Yuri Lvov and team develop physics-based method to predict turbulent mixing in the ocean’s depths
July 24, 2025

Deep below the surface of the ocean, unseen waves roil and churn the water. These internal waves, traveling between water layers of different temperatures and densities, draw cold, nutrient-rich water up from the depths and play a major role in oceanic circulation. Understanding and modeling their behavior is critical for developing more accurate simulations of an increasingly unpredictable climate.
In a Nature Communications paper, Rensselaer Polytechnic Institute (RPI) math professor Yuri V. Lvov, Ph.D., and a team of oceanographers develop a first-of-its-kind model of internal wave dynamics that lays the foundation for new, more reliable models of ocean circulation.
“Internal, wave-driven, vertical mixing is believed to be a main driver of oceanic circulation,” Lvov said. “It shapes the Earth’s climate by influencing sea level rise, nutrient fluxes, marine ecosystems, and anthropogenic heat and carbon uptake.”

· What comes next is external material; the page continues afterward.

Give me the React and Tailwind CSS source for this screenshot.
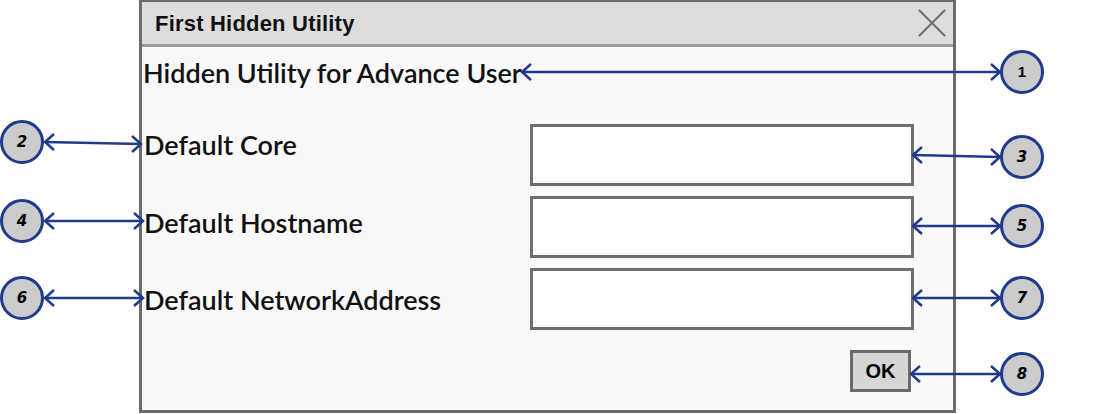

Lvov and the team built their model using wave-wave interaction theory, which describes how internal waves exchange energy and redistribute it when they interact.
“The challenge for scientists has been to build an accurate and robust theory that describes these processes quantitatively and accurately,” Lvov said. “The ocean is just too big, and the internal waves operate on scales too small for today’s global models to accurately resolve.”
Lvov and the team deployed a first-principles approach, parameterizing the physics of the process without the need for high-resolution numerical modeling. They interpreted turbulent mixing as the energy sink at the end of a downscale energy cascade through the oceanic internal wavefield, fueled by large-scale forcing and sustained by wave-wave interaction processes.
“We found strong agreement between our first-principle quantifications and observational data, suggesting that we’ve captured the essential dynamics of wave-wave interactions and their contribution to turbulent mixing,” Lvov said. “Overall, we found that local interactions dominate inter-scale energy transfers, rather than scale-separated ones.”
“The new theory offers a physically grounded alternative to existing empirical guesses,” Lvov added.
“This publication by Dr. Lvov and his collaborators is an impressive accomplishment which opens new paths toward representing mixing in ocean circulation models, which are a crucial component of climate predictions,” said Peter R. Kramer, Ph.D., Department Head of Mathematical Sciences at RPI. “The effort to bring mathematical analysis to bear on a well-grounded physical model to explain and understand observational data in the real ocean exemplifies the interdisciplinary nature of the research in our department and the School of Science.”
Lvov has been studying the theory of internal waves since joining RPI in 1999, and this paper represents the culmination of that work. "I'm especially thankful for the contributions of lead author Giovanni Dematteis, who was my postdoc during the research and writing of the paper, and the contributions of this entire team of talented and dedicated scientists," Lvov said.